In a recent interview I published with Kroll Regional Managing Director of North America Forensic Investigations and Intelligence Richard Plansky, one of the authors of the ANA report, he attributed these breakdowns to "information asymmetry" and "misaligned incentives," and after reading Simulmedia's new bill, I'm thinking the same things pertain to the burgeoning CTV marketplace.
I'd probably be stretching the metaphor if I called Simulmedia's salon (see below) akin to the Constitutional Convention, but it's a start.
Stand up for your rights. Bob Marley got it. Do we?
Dave's "bill of rights" seems to apply mostly to digital media buys. But taking it in the positive spirit it was, no doubt, intended there's something missing that applies to all media, includng "legacy TV". What about, "Advertisers have the right to see evidence that their ads are watched, listened to or read". I'm not referring to whether the consumer is convinced by the ad message or sold by it's proposition as that goes way beyond the role of any media seller. I'm talking about ad exposure in the literal not the theoretical sense---not "impresions" which aren't really impressions, but some measure of attentiveness.

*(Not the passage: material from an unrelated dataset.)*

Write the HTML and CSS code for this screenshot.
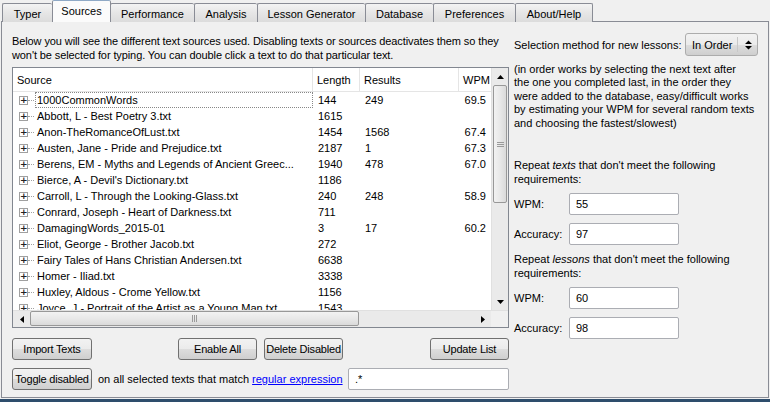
FILE: index.html
```html
<!DOCTYPE html>
<html>
<head>
<meta charset="utf-8">
<link rel="stylesheet" href="styles.css">
</head>
<body>
<div class="window">
  <div class="tabbar">
    <div class="tab w-typer">Typer</div>
    <div class="tab active w-sources">Sources</div>
    <div class="tab w-perf">Performance</div>
    <div class="tab w-analysis">Analysis</div>
    <div class="tab w-lesson">Lesson Generator</div>
    <div class="tab w-db">Database</div>
    <div class="tab w-prefs">Preferences</div>
    <div class="tab w-about">About/Help</div>
  </div>
  <div class="pane">
    <div class="left">
      <p class="desc">Below you will see the different text sources used. Disabling texts or sources deactivates them so they won't be selected for typing. You can double click a text to do that particular text.</p>
      <div class="tree">
        <div class="tree-main">
          <div class="viewport">
            <div class="header">
              <div class="hcell c-src">Source</div>
              <div class="hcell c-len">Length</div>
              <div class="hcell c-res">Results</div>
              <div class="hcell c-wpm">WPM</div>
            </div>
            <div class="rows">
              <div class="row focus"><span class="exp"><span class="box">+</span><span class="dots"></span></span><span class="cell c-src name">1000CommonWords</span><span class="cell c-len">144</span><span class="cell c-res">249</span><span class="cell c-wpm num">69.5</span></div>
              <div class="row"><span class="exp"><span class="box">+</span><span class="dots"></span></span><span class="cell c-src name">Abbott, L - Best Poetry 3.txt</span><span class="cell c-len">1615</span><span class="cell c-res"></span><span class="cell c-wpm num"></span></div>
              <div class="row"><span class="exp"><span class="box">+</span><span class="dots"></span></span><span class="cell c-src name">Anon-TheRomanceOfLust.txt</span><span class="cell c-len">1454</span><span class="cell c-res">1568</span><span class="cell c-wpm num">67.4</span></div>
              <div class="row"><span class="exp"><span class="box">+</span><span class="dots"></span></span><span class="cell c-src name">Austen, Jane - Pride and Prejudice.txt</span><span class="cell c-len">2187</span><span class="cell c-res">1</span><span class="cell c-wpm num">67.3</span></div>
              <div class="row"><span class="exp"><span class="box">+</span><span class="dots"></span></span><span class="cell c-src name">Berens, EM - Myths and Legends of Ancient Greec...</span><span class="cell c-len">1940</span><span class="cell c-res">478</span><span class="cell c-wpm num">67.0</span></div>
              <div class="row"><span class="exp"><span class="box">+</span><span class="dots"></span></span><span class="cell c-src name">Bierce, A - Devil's Dictionary.txt</span><span class="cell c-len">1186</span><span class="cell c-res"></span><span class="cell c-wpm num"></span></div>
              <div class="row"><span class="exp"><span class="box">+</span><span class="dots"></span></span><span class="cell c-src name">Carroll, L - Through the Looking-Glass.txt</span><span class="cell c-len">240</span><span class="cell c-res">248</span><span class="cell c-wpm num">58.9</span></div>
              <div class="row"><span class="exp"><span class="box">+</span><span class="dots"></span></span><span class="cell c-src name">Conrard, Joseph - Heart of Darkness.txt</span><span class="cell c-len">711</span><span class="cell c-res"></span><span class="cell c-wpm num"></span></div>
              <div class="row"><span class="exp"><span class="box">+</span><span class="dots"></span></span><span class="cell c-src name">DamagingWords_2015-01</span><span class="cell c-len">3</span><span class="cell c-res">17</span><span class="cell c-wpm num">60.2</span></div>
              <div class="row"><span class="exp"><span class="box">+</span><span class="dots"></span></span><span class="cell c-src name">Eliot, George - Brother Jacob.txt</span><span class="cell c-len">272</span><span class="cell c-res"></span><span class="cell c-wpm num"></span></div>
              <div class="row"><span class="exp"><span class="box">+</span><span class="dots"></span></span><span class="cell c-src name">Fairy Tales of Hans Christian Andersen.txt</span><span class="cell c-len">6638</span><span class="cell c-res"></span><span class="cell c-wpm num"></span></div>
              <div class="row"><span class="exp"><span class="box">+</span><span class="dots"></span></span><span class="cell c-src name">Homer - Iliad.txt</span><span class="cell c-len">3338</span><span class="cell c-res"></span><span class="cell c-wpm num"></span></div>
              <div class="row"><span class="exp"><span class="box">+</span><span class="dots"></span></span><span class="cell c-src name">Huxley, Aldous - Crome Yellow.txt</span><span class="cell c-len">1156</span><span class="cell c-res"></span><span class="cell c-wpm num"></span></div>
              <div class="row"><span class="exp"><span class="box">+</span><span class="dots"></span></span><span class="cell c-src name">Joyce, J - Portrait of the Artist as a Young Man.txt</span><span class="cell c-len">1543</span><span class="cell c-res"></span><span class="cell c-wpm num"></span></div>
            </div>
          </div>
          <div class="vscroll">
            <div class="sbtn"><svg width="7" height="4" viewBox="0 0 7 4"><path d="M0 4 L3.5 0 L7 4 Z" fill="#000"/></svg></div>
            <div class="vtrack">
              <div class="vthumb"><span class="grip-h"></span></div>
            </div>
            <div class="sbtn"><svg width="7" height="4" viewBox="0 0 7 4"><path d="M0 0 L3.5 4 L7 0 Z" fill="#000"/></svg></div>
          </div>
        </div>
        <div class="tree-foot">
          <div class="hscroll">
            <div class="sbtn"><svg width="4" height="7" viewBox="0 0 4 7"><path d="M4 0 L0 3.5 L4 7 Z" fill="#000"/></svg></div>
            <div class="htrack">
              <div class="hthumb"><span class="grip-v"></span></div>
            </div>
            <div class="sbtn"><svg width="4" height="7" viewBox="0 0 4 7"><path d="M0 0 L4 3.5 L0 7 Z" fill="#000"/></svg></div>
          </div>
          <div class="corner"></div>
        </div>
      </div>
      <div class="btnrow">
        <button class="btn b-import">Import Texts</button>
        <span class="spacer-a"></span>
        <button class="btn b-enable">Enable All</button>
        <button class="btn b-delete">Delete Disabled</button>
        <span class="spacer-b"></span>
        <button class="btn b-update">Update List</button>
      </div>
      <div class="togglerow">
        <button class="btn b-toggle">Toggle disabled</button>
        <span class="togtext">on all selected texts that match <a class="link" href="#">regular expression</a></span>
        <div class="field regex">.*</div>
      </div>
    </div>
    <div class="right">
      <div class="selrow">
        <span>Selection method for new lessons:</span>
        <div class="combo">
          <span class="combo-text">In Order</span>
          <span class="combo-sep"></span>
          <svg class="combo-arrows" width="7" height="10" viewBox="0 0 7 10"><path d="M0 4 L3.5 0.5 L7 4 Z M0 6 L3.5 9.5 L7 6 Z" fill="#000"/></svg>
        </div>
      </div>
      <p class="explain">(in order works by selecting the next text after<br>the one you completed last, in the order they<br>were added to the database, easy/difficult works<br>by estimating your WPM for several random texts<br>and choosing the fastest/slowest)</p>
      <p class="req">Repeat <i>texts</i> that don't meet the following requirements:</p>
      <div class="form">
        <div class="frow"><span class="flabel">WPM:</span><div class="field small">55</div></div>
        <div class="frow"><span class="flabel">Accuracy:</span><div class="field small">97</div></div>
      </div>
      <p class="req req2">Repeat <i>lessons</i> that don't meet the following requirements:</p>
      <div class="form">
        <div class="frow"><span class="flabel">WPM:</span><div class="field small">60</div></div>
        <div class="frow"><span class="flabel">Accuracy:</span><div class="field small">98</div></div>
      </div>
    </div>
  </div>
  <div class="frame-bottom"></div>
</div>
</body>
</html>
```
FILE: styles.css
```css
* { box-sizing: border-box; }
html, body {
  margin: 0;
  padding: 0;
  background: #f0f0f0;
}
body {
  font-family: "Liberation Sans", Arial, sans-serif;
  font-size: 11px;
  color: #000;
  width: 770px;
  height: 402px;
  overflow: hidden;
}
.window {
  width: 770px;
  height: 402px;
  display: flex;
  flex-direction: column;
}
.tabbar {
  display: flex;
  align-items: flex-end;
  padding-left: 2px;
  height: 22px;
  position: relative;
  z-index: 2;
}
.tab {
  height: 19px;
  border: 1px solid #898c95;
  border-bottom: none;
  border-right: none;
  border-radius: 2px 2px 0 0;
  background: linear-gradient(#f3f3f3, #e6e6e6 50%, #dcdcdc);
  display: flex;
  align-items: center;
  justify-content: center;
  padding-top: 1px;
  white-space: nowrap;
}
.tab.w-about { border-right: 1px solid #898c95; }
.tab.active {
  height: 22px;
  background: #fbfbfb;
  border-color: #8fa9c6 #898c95 #898c95 #898c95;
  border-right: 1px solid #898c95;
  margin-right: -1px;
  padding-bottom: 2px;
  position: relative;
}
.w-typer { width: 50px; }
.w-sources { width: 59px; }
.w-perf { width: 84px; }
.w-analysis { width: 63px; }
.w-lesson { width: 108px; }
.w-db { width: 68px; }
.w-prefs { width: 82px; }
.w-about { width: 78px; }

.pane {
  margin: -1px 1px 0 1px;
  height: 377px;
  border: 1px solid #898c95;
  background: #f0f0f0;
  display: flex;
  padding: 0 10px 0 10px;
  gap: 5px;
}
.frame-bottom {
  margin-top: 1px;
  height: 3px;
  background: #2e4d6c;
}
.left {
  width: 497px;
  display: flex;
  flex-direction: column;
}
.desc {
  margin: 12px 0 0 0;
  line-height: 14px;
  height: 28px;
  letter-spacing: -0.1px;
}
.tree {
  margin-top: 5px;
  height: 261px;
  border: 1px solid #828790;
  background: #fff;
  display: flex;
  flex-direction: column;
}
.tree-main {
  flex: 1;
  display: flex;
  min-height: 0;
}
.viewport {
  flex: 1;
  overflow: hidden;
  min-width: 0;
}
.header {
  display: flex;
  height: 24px;
  border-bottom: 1px solid #e5e5e5;
  background: #fff;
}
.hcell {
  height: 23px;
  line-height: 24px;
  padding-left: 4px;
  border-right: 1px solid #e5e5e5;
  white-space: nowrap;
  overflow: hidden;
  flex: none;
}
.hcell.c-wpm { border-right: none; }
.c-src { width: 300px; }
.c-len { width: 47px; }
.c-res { width: 99px; }
.c-wpm { width: 33px; }
.row {
  display: flex;
  height: 16px;
  line-height: 16px;
  position: relative;
  white-space: nowrap;
}
.row .cell {
  flex: none;
  overflow: hidden;
  padding-left: 5px;
}
.row .num { text-align: right; padding-left: 0; padding-right: 6px; width: 33px; }
.exp {
  position: absolute;
  left: 6px;
  top: 4px;
  display: flex;
  align-items: center;
}
.box {
  width: 9px;
  height: 9px;
  border: 1px solid #a0a0a0;
  background: #fff;
  font-size: 9px;
  line-height: 7px;
  text-align: center;
  font-family: "DejaVu Sans", sans-serif;
  font-weight: bold;
  color: #222;
}
.dots {
  width: 6px;
  border-top: 1px dotted #a0a0a0;
}
.row .c-src.name {
  padding-left: 24px;
}
.row.focus .c-src.name {
  position: relative;
}
.row.focus .c-src.name::after {
  content: "";
  position: absolute;
  left: 22px;
  right: 0;
  top: 0;
  bottom: 0;
  border: 1px dotted #888;
}
.vscroll {
  width: 17px;
  display: flex;
  flex-direction: column;
  background: #eaeaea;
  border-left: 1px solid #e0e0e0;
}
.sbtn {
  width: 17px;
  height: 17px;
  display: flex;
  align-items: center;
  justify-content: center;
  flex: none;
}
.vscroll .sbtn { width: 16px; }
.vtrack { flex: 1; }
.vthumb {
  margin: 0 1px;
  height: 118px;
  border: 1px solid #989898;
  border-radius: 2px;
  background: linear-gradient(90deg, #f2f2f2, #e8e8e8 50%, #dadada);
  display: flex;
  align-items: center;
  justify-content: center;
}
.grip-h {
  width: 7px;
  height: 5px;
  border-top: 1px solid #9a9a9a;
  border-bottom: 1px solid #9a9a9a;
  position: relative;
}
.grip-h::after {
  content: "";
  position: absolute;
  left: 0; right: 0; top: 1px;
  border-top: 1px solid #9a9a9a;
}
.tree-foot {
  height: 17px;
  display: flex;
  border-top: 1px solid #e0e0e0;
}
.hscroll {
  flex: 1;
  display: flex;
  background: #eaeaea;
}
.hscroll .sbtn { height: 16px; }
.htrack { flex: 1; }
.hthumb {
  width: 329px;
  height: 15px;
  border: 1px solid #989898;
  border-radius: 2px;
  background: linear-gradient(#f2f2f2, #e8e8e8 50%, #dadada);
  display: flex;
  align-items: center;
  justify-content: center;
}
.grip-v {
  width: 5px;
  height: 7px;
  border-left: 1px solid #9a9a9a;
  border-right: 1px solid #9a9a9a;
  position: relative;
}
.grip-v::after {
  content: "";
  position: absolute;
  top: 0; bottom: 0; left: 1px;
  border-left: 1px solid #9a9a9a;
}
.corner {
  width: 17px;
  background: #f0f0f0;
}
.btnrow {
  margin-top: 10px;
  display: flex;
  height: 22px;
}
.spacer-a { width: 86px; }
.spacer-b { flex: 1; }
.btn {
  font-family: inherit;
  font-size: 11px;
  color: #000;
  height: 22px;
  border: 1px solid #707070;
  border-radius: 3px;
  background: linear-gradient(#f2f2f2, #ebebeb 50%, #dddddd 51%, #cfcfcf);
  padding: 0;
  margin: 0;
  white-space: nowrap;
  letter-spacing: -0.2px;
}
.b-import { width: 80px; }
.b-enable { width: 79px; }
.b-delete { width: 79px; margin-left: 7px; }
.b-update { width: 79px; }
.b-toggle { width: 80px; }
.togglerow {
  margin-top: 8px;
  display: flex;
  align-items: center;
  height: 22px;
}
.togtext {
  margin-left: 6px;
  white-space: nowrap;
}
.link { color: #0000ff; text-decoration: underline; }
.field {
  height: 22px;
  border: 1px solid #abadb3;
  border-radius: 2px;
  background: #fff;
  padding-left: 6px;
  line-height: 20px;
}
.regex {
  margin-left: auto;
  width: 161px;
}
.right {
  flex: 1;
  display: flex;
  flex-direction: column;
}
.selrow {
  margin-top: 11px;
  display: flex;
  align-items: center;
  justify-content: space-between;
  height: 23px;
}
.combo {
  width: 73px;
  height: 23px;
  border: 1px solid #acacac;
  border-radius: 3px;
  background: linear-gradient(#f2f2f2, #ebebeb 50%, #dddddd 51%, #cfcfcf);
  display: flex;
  align-items: center;
  padding-left: 6px;
}
.combo-text { width: 45px; }
.combo-sep {
  width: 1px;
  height: 15px;
  background: #c8c8c8;
}
.combo-arrows { margin-left: 7px; }
.explain {
  margin: 7px 0 0 0;
  line-height: 13.4px;
  white-space: nowrap;
}
.req {
  margin: 28px 0 0 0;
  line-height: 14px;
}
.req2 { margin-top: 7px; }
.form {
  display: flex;
  flex-direction: column;
  gap: 8px;
  margin-top: 7px;
}
.frow {
  display: flex;
  align-items: center;
  height: 22px;
}
.flabel { width: 55px; }
.field.small { width: 110px; }
```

Joe, I basically with your "Rights". There should be "Rights" for the legitimete publishers as well. As you and the Media Post team know well, I am the original plaintiff in the Google class-action lawsuit. I have been abused and maybe criminal laws were violated. This shouldn't be happening but is. In my "Rgiths' there will be no blacklisting of publishers. No placing of websites in categories of that misrepresent their markets. (I was placed in the "Gambling" category". The "Right" to give the advertisers the option of non-programmatic ad placement. The "Right" to give advertiser under market going rates directly. The 'Right" to present to the advertisers the true about our websites, what we do, and why we would be a good mix for their products and services. The Right to consider Google and others as "Ad Distributors" and no other attached rules or requirements that restricts the free flow of advertising trades or transactions between the advertisers and websites. The Right to have live customer service furnished by Ad Distributors. The Right for all websites to be considered equal by IAB. this is a start.
Ed, for sure, the intent of the Rights is to ensure that digital/streaming video buys give transparency that is more akin to what we've genally also seen in linear. But, it also applies to linear and in many areas, particulalry in broadcast and local TV, it calls for deeper transparency in areas of measurement particularly.
Interesting that media buyers are demanding rights, and these all seem reasonable, but every bit of legislation offering "we the people" the right to opt out and do not track, or provide transparency about how our data is being shared or used is always shot down.
Maybe the media buyers are finally understanding what it's like to be a consumer without any rights?
This is excellent! Transparency, integrity, respect for the consumer (and all parties) and common sense are needed in our industry.